Get Input From Your Leadership & Team

Your leadership team should be a part of creating and managing the processes within the business. If you try to document it all by yourself without input or buy-in from your leadership team, it may be a tougher road to implementation. If key leadership wasn’t involved, there may be things that you’ve missed. Kim adds, “As good as you think you are, if you have a team of people that are working with you, they know things that you don’t know.”

Don’t forget about your team and department as well. The takeaway is that the more buy-in you have from your team, the more successful those procedures are going to be when implemented. Any collaboration you can get with other professionals, your team, or a business coach, is what will fuel growth in your own business. That collaboration sheds insight from experienced professionals to help you move forward.

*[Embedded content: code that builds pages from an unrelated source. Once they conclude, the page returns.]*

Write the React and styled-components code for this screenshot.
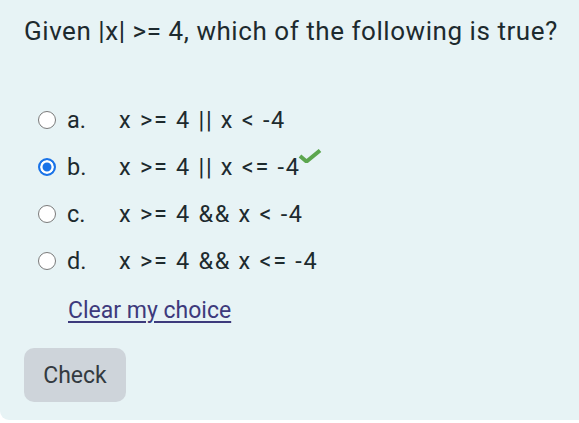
import React from 'react';
import styled, { createGlobalStyle } from 'styled-components';

const GlobalStyle = createGlobalStyle`
  html, body {
    margin: 0;
    padding: 0;
    background: #ffffff;
    overflow: hidden;
  }
  body {
    font-family: Roboto, "Liberation Sans", sans-serif;
  }
`;

const answers = [
  { letter: 'a.', text: 'x >= 4 || x < -4' },
  { letter: 'b.', text: 'x >= 4 || x <= -4', selected: true, correct: true },
  { letter: 'c.', text: 'x >= 4 && x < -4' },
  { letter: 'd.', text: 'x >= 4 && x <= -4' }
];

const App = () => (
  <React.Fragment>
    <GlobalStyle />
    <Panel>
      <QuestionText>Given |x| &gt;= 4, which of the following is true?</QuestionText>
      <AnswerList>
        {answers.map((answer, index) =>
          <AnswerRow key={index}>
            <Radio selected={answer.selected} />
            <Letter>{answer.letter}</Letter>
            <AnswerText>
              {answer.text}
              {answer.correct && <Tick />}
            </AnswerText>
          </AnswerRow>
        )}
      </AnswerList>
      <ClearLink href="#">Clear my choice</ClearLink>
      <CheckButton>Check</CheckButton>
    </Panel>
  </React.Fragment>
);

export default App;

const Tick = () => (
  <TickIcon viewBox="0 0 24 14" width="24" height="14">
    <path d="M2 7 L8.5 12.5 L22 1.5" fill="none" stroke="#5ca64e" strokeWidth="4" />
  </TickIcon>
);

const Panel = styled.div`
  box-sizing: border-box;
  width: 600px;
  height: 420px;
  background: #e7f3f5;
  border-bottom-left-radius: 9px;
  padding: 14px 0 0 24px;
  display: flex;
  flex-direction: column;
  align-items: flex-start;
  color: #1d2125;
`;

const QuestionText = styled.div`
  font-size: 26px;
  letter-spacing: 0.55px;
  line-height: 34px;
  color: #1d2a2e;
`;

const AnswerList = styled.div`
  display: flex;
  flex-direction: column;
  gap: 11px;
  margin-top: 54px;
  padding-left: 14px;
`;

const AnswerRow = styled.div`
  display: flex;
  align-items: center;
  height: 36px;
  font-size: 23.5px;
  color: #1d2a2e;
`;

const Radio = styled.span`
  box-sizing: border-box;
  width: 18px;
  height: 18px;
  border-radius: 50%;
  border: ${props => props.selected ? '2px solid #1a73e8' : '1.5px solid #7a7a7a'};
  box-shadow: ${props => props.selected ? 'inset 0 0 0 2.5px #ffffff' : 'none'};
  background-color: ${props => props.selected ? '#1a73e8' : '#ffffff'};
  margin-right: 11px;
  flex-shrink: 0;
`;

const Letter = styled.span`
  width: 52px;
`;

const AnswerText = styled.span`
  position: relative;
  white-space: pre;
  letter-spacing: 1.7px;
`;

const TickIcon = styled.svg`
  position: absolute;
  right: -21px;
  top: -4px;
`;

const ClearLink = styled.a`
  margin-top: 17px;
  margin-left: 44px;
  font-size: 23px;
  line-height: 30px;
  color: #3d3a7c;
  text-decoration: underline;
  text-underline-offset: 3px;
  text-decoration-thickness: 1.5px;
`;

const CheckButton = styled.button`
  margin-top: 22px;
  width: 102px;
  height: 54px;
  border: none;
  border-radius: 10px;
  background: #ced4da;
  color: #333a40;
  font-family: Roboto, "Liberation Sans", sans-serif;
  font-size: 23px;
  padding: 0;
`;
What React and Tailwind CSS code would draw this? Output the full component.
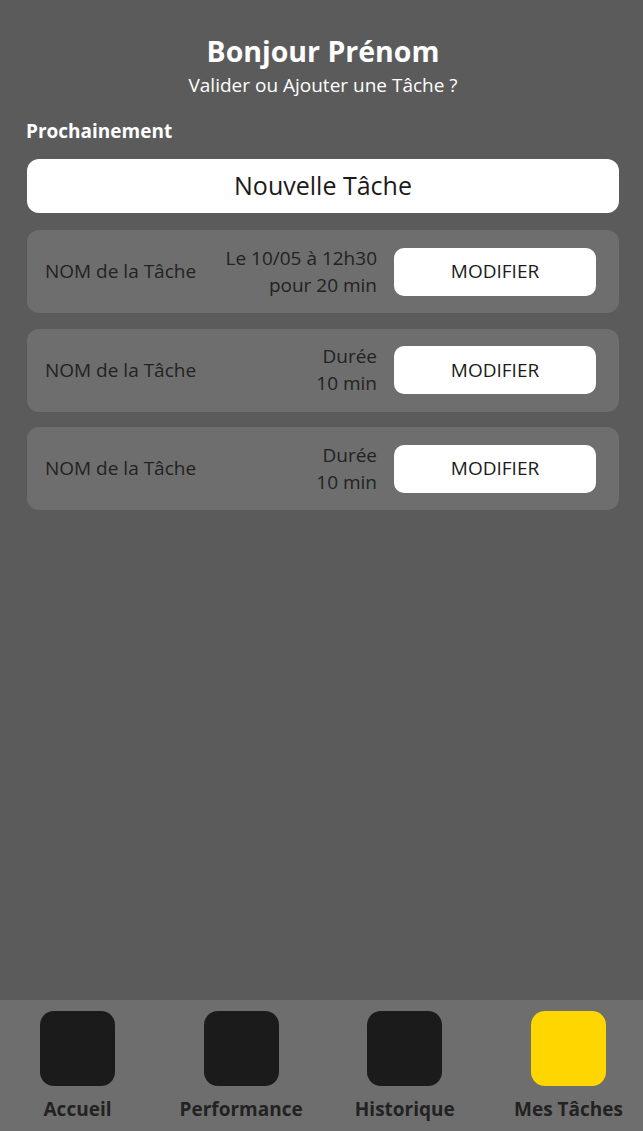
const tasks = [
  { name: 'NOM de la Tâche', lines: ['Le 10/05 à 12h30', 'pour 20 min'] },
  { name: 'NOM de la Tâche', lines: ['Durée', '10 min'] },
  { name: 'NOM de la Tâche', lines: ['Durée', '10 min'] },
];

const tabs = [
  { label: 'Accueil', active: false },
  { label: 'Performance', active: false },
  { label: 'Historique', active: false },
  { label: 'Mes Tâches', active: true },
];

export default function App() {
  return (
    <div className="flex h-[1131px] w-full flex-col bg-[#5b5b5b] font-['Open_Sans',sans-serif]">
      <main className="flex-1 pl-[27px] pr-[24px] pt-[33px]">
        {/* Header */}
        <header className="text-center text-white">
          <h1 className="text-[28.5px] font-bold leading-[36px]">Bonjour Prénom</h1>
          <p className="mt-[3px] text-[19px] leading-[26px]">Valider ou Ajouter une Tâche ?</p>
        </header>

        <p className="mt-[20px] -ml-px text-[19px] font-bold leading-[26px] text-white">Prochainement</p>

        <button className="mt-[15px] flex h-[54px] w-full items-center justify-center rounded-[12px] bg-white text-[25px] text-[#1b1b1b]">
          Nouvelle Tâche
        </button>

        <div className="mt-[17px] flex flex-col gap-[15.5px]">
          {tasks.map((task, i) => (
            <div key={i} className="flex h-[83px] items-center rounded-[12px] bg-[#6e6e6e] pl-[18px] pr-[23px]">
              <span className="flex-1 text-[19px] text-[#222222]">{task.name}</span>
              <div className="mr-[17px] text-right text-[19px] leading-[27px] text-[#222222]">
                {task.lines.map((l) => (
                  <div key={l}>{l}</div>
                ))}
              </div>
              <button className="flex h-[48px] w-[202px] items-center justify-center rounded-[10px] bg-white text-[19px] text-[#1b1b1b]">
                MODIFIER
              </button>
            </div>
          ))}
        </div>
      </main>

      {/* Bottom navigation */}
      <nav className="flex h-[131px] items-start justify-between bg-[#6e6e6e] pl-[40px] pr-[37px] pt-[11px]">
        {tabs.map((tab) => (
          <div key={tab.label} className="flex w-[75px] flex-col items-center">
            <div className={`h-[75px] w-[75px] rounded-[14px] ${tab.active ? 'bg-[#ffd600]' : 'bg-[#1b1b1b]'}`} />
            <span className="mt-[10px] whitespace-nowrap text-[19px] font-bold leading-[26px] text-[#222222]">{tab.label}</span>
          </div>
        ))}
      </nav>
    </div>
  );
}
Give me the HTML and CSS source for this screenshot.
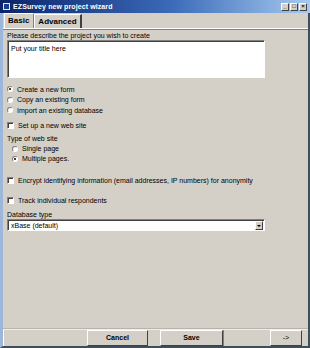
FILE: index.html
```html
<!DOCTYPE html>
<html lang="en">
<head>
  <meta charset="UTF-8" />
  <title>EZSurvey new project wizard</title>
  <link rel="stylesheet" href="styles.css">
</head>
<body>

  <!-- Window frame -->
  <div class="window">

    <!-- Title bar -->
    <div class="titlebar">
      <span class="app-icon"></span>
      <span class="title">EZSurvey new project wizard</span>
      <div class="win-buttons">
        <span class="win-btn">_</span>
        <span class="win-btn">&#9633;</span>
        <span class="win-btn">&times;</span>
      </div>
    </div>

    <!-- Tabs -->
    <div class="tabs">
      <span class="tab active">Basic</span>
      <span class="tab">Advanced</span>
    </div>

    <!-- Form content -->
    <div class="content">
      <div class="label">Please describe the project you wish to create</div>
      <div class="textbox">Put your title here</div>

      <div class="group first">
        <div class="opt"><span class="radio checked"></span>Create a new form</div>
        <div class="opt"><span class="radio"></span>Copy an existing form</div>
        <div class="opt"><span class="radio"></span>Import an existing database</div>
      </div>

      <div class="opt check-web"><span class="check"></span>Set up a new web site</div>

      <div class="label type-label">Type of web site</div>
      <div class="group indent">
        <div class="opt"><span class="radio"></span>Single page</div>
        <div class="opt"><span class="radio checked"></span>Multiple pages.</div>
      </div>

      <div class="opt check-encrypt"><span class="check"></span>Encrypt identifying information (email addresses, IP numbers) for anonymity</div>
      <div class="opt check-track"><span class="check"></span>Track individual respondents</div>

      <div class="label db-label">Database type</div>
      <div class="select">
        <span>xBase (default)</span>
        <span class="drop"></span>
      </div>
    </div>

    <!-- Bottom button bar -->
    <div class="bottombar">
      <span class="cell spacer-left"></span>
      <span class="cell btn cancel">Cancel</span>
      <span class="cell gap"></span>
      <span class="cell btn save">Save</span>
      <span class="cell spacer-mid"></span>
      <span class="cell btn next">-&gt;</span>
      <span class="cell spacer-right"></span>
    </div>
  </div>

</body>
</html>
```

FILE: styles.css
```css
/* Page reset */
body {
  margin: 0;
  font-family: 'Liberation Sans', Arial, sans-serif;
  font-size: 7px;
  color: #000;
  background: #d4d0c8;
}

/* Whole dialog window */
.window {
  width: 310px;
  height: 348px;
  box-sizing: border-box;
  background: #d4d0c8;
  border-left: 3px solid #9db6dc;
  border-right: 2px solid #3e4e5a;
  border-bottom: 2px solid #3e4e5a;
  display: flex;
  flex-direction: column;
}

/* Title bar with classic blue gradient */
.titlebar {
  height: 13px;
  margin-left: -3px;
  margin-right: -2px;
  padding: 0 3px;
  background: linear-gradient(to right, #0a246a, #3b6ab8 55%, #a6caf0);
  display: flex;
  align-items: center;
  gap: 3px;
}

.app-icon {
  width: 7px;
  height: 7px;
  background: #1a3c8c;
  border: 1px solid #dfe8f8;
  box-sizing: border-box;
}

.title {
  color: #fff;
  font-weight: bold;
  font-size: 7px;
  letter-spacing: 0.1px;
}

.win-buttons {
  margin-left: auto;
  display: flex;
  gap: 1px;
}

.win-btn {
  width: 8px;
  height: 8px;
  box-sizing: border-box;
  background: #d4d0c8;
  border: 1px solid;
  border-color: #fff #404040 #404040 #fff;
  font-size: 6px;
  line-height: 5px;
  text-align: center;
  font-weight: bold;
}

/* Tab strip */
.tabs {
  height: 15px;
  display: flex;
  align-items: flex-end;
  padding-left: 1px;
  border-bottom: 1px solid #fff;
  box-shadow: 0 1px 0 #808080;
}

.tab {
  font-size: 8px;
  font-weight: bold;
  padding: 0 3px;
  height: 13px;
  line-height: 13px;
  border-left: 1px solid #fff;
  border-top: 1px solid #fff;
  border-right: 2px solid #404040;
}

.tab.active {
  height: 14px;
  border-right: 1px solid #808080;
  padding: 0 4px 0 3px;
}

/* Main form area */
.content {
  flex: 1;
  padding: 2px 0 0 4px;
  display: flex;
  flex-direction: column;
}

.label {
  height: 9px;
  line-height: 9px;
}

.textbox {
  width: 258px;
  height: 38px;
  box-sizing: border-box;
  background: #fff;
  border: 1px solid;
  border-color: #808080 #fff #fff #808080;
  box-shadow: inset 1px 1px 0 #404040;
  padding: 3px 3px;
  line-height: 9px;
}

.group.first {
  margin-top: 6px;
}

.opt {
  height: 10.5px;
  display: flex;
  align-items: center;
  gap: 4px;
}

.indent {
  padding-left: 5px;
}

.indent .opt {
  height: 10px;
}

/* Radio buttons */
.radio {
  width: 6px;
  height: 6px;
  box-sizing: border-box;
  border-radius: 50%;
  background: #fff;
  border: 1px solid;
  border-color: #808080 #fff #fff #808080;
  position: relative;
}

.radio.checked::after {
  content: '';
  position: absolute;
  left: 1px;
  top: 1px;
  width: 2px;
  height: 2px;
  border-radius: 50%;
  background: #000;
}

/* Check boxes */
.check {
  width: 7px;
  height: 7px;
  box-sizing: border-box;
  background: #fff;
  border: 1px solid;
  border-color: #808080 #fff #fff #808080;
  box-shadow: inset 1px 1px 0 #404040;
}

.check-web {
  margin-top: 4.5px;
}

.type-label {
  margin-top: 3px;
  height: 10px;
  line-height: 10px;
}

.check-encrypt {
  margin-top: 12px;
}

.check-track {
  margin-top: 9.5px;
}

.db-label {
  margin-top: 4px;
}

/* Database dropdown */
.select {
  width: 258px;
  height: 12px;
  box-sizing: border-box;
  background: #fff;
  border: 1px solid;
  border-color: #808080 #fff #fff #808080;
  box-shadow: inset 1px 1px 0 #404040;
  display: flex;
  align-items: center;
  padding: 0 1px 0 3px;
}

.drop {
  margin-left: auto;
  width: 8px;
  height: 9px;
  box-sizing: border-box;
  background: #d4d0c8;
  border: 1px solid;
  border-color: #fff #404040 #404040 #fff;
  position: relative;
}

.drop::after {
  content: '';
  position: absolute;
  left: 1px;
  top: 3px;
  border-left: 2px solid transparent;
  border-right: 2px solid transparent;
  border-top: 2px solid #000;
}

/* Bottom buttons */
.bottombar {
  height: 17px;
  display: flex;
  border-top: 1px solid #b8b4ac;
  box-shadow: inset 0 1px 0 #f0eee8;
}

.cell {
  height: 16px;
  box-sizing: border-box;
  margin-top: 1px;
}

.btn {
  border: 1px solid;
  border-color: #fff #404040 #404040 #fff;
  font-weight: bold;
  text-align: center;
  line-height: 14px;
  font-size: 7px;
}

.spacer-left {
  width: 84px;
  border-left: 1px solid #fff;
}

.cancel {
  width: 61px;
}

.gap {
  width: 12px;
}

.save {
  width: 63px;
}

.spacer-mid {
  width: 47px;
  border-left: 1px solid #808080;
}

.next {
  width: 32px;
  font-weight: normal;
}

.spacer-right {
  flex: 1;
}
```
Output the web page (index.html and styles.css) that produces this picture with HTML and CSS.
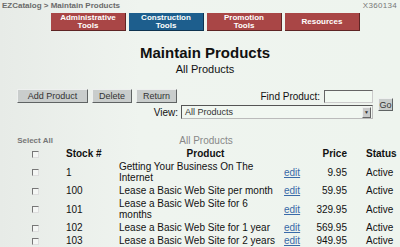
FILE: index.html
```html
<!DOCTYPE html>
<html lang="en">
<head>
    <meta charset="UTF-8">
    <title>EZCatalog - Maintain Products</title>
    <link rel="stylesheet" href="styles.css">
</head>
<body>
    <div class="topbar">
        <span class="crumbs">EZCatalog &gt; Maintain Products</span>
        <span class="account">X360134</span>
    </div>

    <div class="tabs">
        <a class="tab">Administrative<br>Tools</a>
        <a class="tab tab-active">Construction<br>Tools</a>
        <a class="tab">Promotion<br>Tools</a>
        <a class="tab">Resources</a>
    </div>

    <h1>Maintain Products</h1>
    <p class="subtitle">All Products</p>

    <div class="toolbar">
        <div class="toolbar-main">
            <div class="toolbar-row">
                <div class="buttons">
                    <button class="btn btn-wide">Add Product</button>
                    <button class="btn">Delete</button>
                    <button class="btn">Return</button>
                </div>
                <label class="find">Find Product: <input type="text" class="find-input"></label>
            </div>
            <div class="toolbar-row toolbar-row-end">
                <span class="view-label">View:</span>
                <div class="select">
                    <span>All Products</span>
                    <span class="select-arrow">&#9660;</span>
                </div>
            </div>
        </div>
        <button class="btn btn-go">Go</button>
    </div>

    <table class="products">
        <colgroup>
            <col class="col-check">
            <col class="col-stock">
            <col class="col-product">
            <col class="col-edit">
            <col class="col-price">
            <col class="col-status">
        </colgroup>
        <tr class="label-row">
            <td class="select-all">Select All</td>
            <td></td>
            <td class="list-name">All Products</td>
            <td></td><td></td><td></td>
        </tr>
        <tr class="head-row">
            <th><span class="cb"></span></th>
            <th class="left">Stock #</th>
            <th class="product-head">Product</th>
            <th></th>
            <th class="right">Price</th>
            <th class="left">Status</th>
        </tr>
        <tr>
            <td class="center"><span class="cb"></span></td>
            <td>1</td>
            <td>Getting Your Business On The Internet</td>
            <td><a class="edit" href="#">edit</a></td>
            <td class="right">9.95</td>
            <td>Active</td>
        </tr>
        <tr>
            <td class="center"><span class="cb"></span></td>
            <td>100</td>
            <td>Lease a Basic Web Site per month</td>
            <td><a class="edit" href="#">edit</a></td>
            <td class="right">59.95</td>
            <td>Active</td>
        </tr>
        <tr>
            <td class="center"><span class="cb"></span></td>
            <td>101</td>
            <td>Lease a Basic Web Site for 6 months</td>
            <td><a class="edit" href="#">edit</a></td>
            <td class="right">329.95</td>
            <td>Active</td>
        </tr>
        <tr>
            <td class="center"><span class="cb"></span></td>
            <td>102</td>
            <td>Lease a Basic Web Site for 1 year</td>
            <td><a class="edit" href="#">edit</a></td>
            <td class="right">569.95</td>
            <td>Active</td>
        </tr>
        <tr>
            <td class="center"><span class="cb"></span></td>
            <td>103</td>
            <td>Lease a Basic Web Site for 2 years</td>
            <td><a class="edit" href="#">edit</a></td>
            <td class="right">949.95</td>
            <td>Active</td>
        </tr>
    </table>
</body>
</html>
```

FILE: styles.css
```css
body {
    margin: 0;
    font-family: "Liberation Sans", Arial, Helvetica, sans-serif;
    background: linear-gradient(to right, #e7ebe7, #eff4ef 35%, #eef4ee);
    color: #111;
    overflow: hidden;
}
.topbar {
    display: flex;
    justify-content: space-between;
    height: 12px;
    padding: 0 3px 0 2px;
    font-size: 8px;
    line-height: 11px;
    font-weight: bold;
    color: #6a6a6a;
}
.account {
    font-weight: normal;
    color: #777;
    letter-spacing: 0.3px;
}
.tabs {
    display: flex;
    gap: 3px;
    margin: 1px 0 0 51px;
}
.tab {
    box-sizing: border-box;
    width: 75px;
    height: 18px;
    display: flex;
    align-items: center;
    justify-content: center;
    text-align: center;
    background: #a94646;
    border-right: 1px solid #5e2424;
    border-bottom: 1px solid #5e2424;
    color: #fff;
    font-size: 8px;
    line-height: 8px;
    font-weight: bold;
}
.tab-active {
    background: #1d5e8d;
    border-color: #0e3350;
}
h1 {
    margin: 14px 0 0 10px;
    font-size: 15px;
    line-height: 16px;
    text-align: center;
}
.subtitle {
    margin: 2px 0 0 10px;
    font-size: 11px;
    line-height: 12px;
    text-align: center;
}
.toolbar {
    display: flex;
    align-items: center;
    margin: 14px 0 0 17px;
}
.toolbar-main {
    width: 356px;
    display: flex;
    flex-direction: column;
    gap: 2px;
}
.toolbar-row {
    display: flex;
    justify-content: space-between;
    align-items: center;
    height: 14px;
}
.toolbar-row-end {
    justify-content: flex-end;
}
.buttons {
    display: flex;
    gap: 4px;
}
.btn {
    box-sizing: border-box;
    height: 14px;
    padding: 0 6px;
    background: #c9cdcc;
    border: 1px solid;
    border-color: #eef0ef #5f6363 #5f6363 #eef0ef;
    color: #333;
    font-family: inherit;
    font-size: 9px;
    line-height: 12px;
}
.btn-wide {
    width: 71px;
}
.find {
    display: flex;
    align-items: center;
    gap: 4px;
    font-size: 10px;
}
.find-input {
    box-sizing: border-box;
    width: 49px;
    height: 13px;
    margin: 0;
    background: #f2f9f2;
    border: 1px solid;
    border-color: #666 #ccc #ccc #666;
}
.view-label {
    font-size: 10px;
    margin-right: 3px;
}
.select {
    box-sizing: border-box;
    width: 192px;
    height: 14px;
    display: flex;
    justify-content: space-between;
    align-items: center;
    padding: 0 1px 0 3px;
    background: #f1f7f1;
    border: 1px solid;
    border-color: #555 #bbb #bbb #555;
    font-size: 9px;
    color: #333;
}
.select-arrow {
    width: 7px;
    height: 9px;
    background: #c9cbca;
    border: 1px solid;
    border-color: #eee #666 #666 #eee;
    font-size: 5px;
    line-height: 9px;
    text-align: center;
}
.btn-go {
    height: 13px;
    width: 15px;
    padding: 0;
    margin-left: 5px;
}
.products {
    margin: 16px 0 0 17px;
    width: 383px;
    table-layout: fixed;
    border-collapse: collapse;
    font-size: 10px;
    line-height: 11px;
}
.col-check { width: 36px; }
.col-stock { width: 66px; }
.col-product { width: 165px; }
.col-edit { width: 30px; }
.col-price { width: 33px; }
.col-status { width: 53px; }
.products td, .products th {
    padding: 1px 0;
    vertical-align: middle;
}
.products td:nth-child(2), .products th:nth-child(2) {
    padding-left: 13px;
}
.products td:nth-child(3) {
    padding-right: 7px;
}
.products td:nth-child(6), .products th:nth-child(6) {
    padding-left: 19px;
}
.products .product-head {
    padding-left: 8px;
}
.label-row td {
    padding: 0;
    height: 12px;
    line-height: 10px;
}
.select-all {
    font-size: 8px;
    font-weight: bold;
    color: #777;
    text-align: center;
}
.list-name {
    color: #888;
    text-align: center;
    padding-left: 16px !important;
}
.head-row th {
    font-weight: bold;
}
.left { text-align: left; }
.right { text-align: right; }
.center { text-align: center; }
.cb {
    display: inline-block;
    box-sizing: border-box;
    width: 7px;
    height: 7px;
    vertical-align: middle;
    background: #f4f6f4;
    border: 1px solid;
    border-color: #777 #ddd #ddd #777;
}
.edit {
    color: #3a6aa8;
    text-decoration: underline;
}
```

When you own your own business, you are handling so many things and may feel you have too much going on to focus on processes and documentation. If your goal is to grow your business and have a consistent voice and level of communication to your clients, documented procedures and processes are a necessity.

When you need to rely on employees and contractors in your company to provide the same level of service to your clients that you would, it’s imperative to put these processes in place. Every part of your business impacts your clients and their experience with your company and this is an important step in ensuring your organizations continues to run smoothly as you grow, when you’re no longer the one completing every task.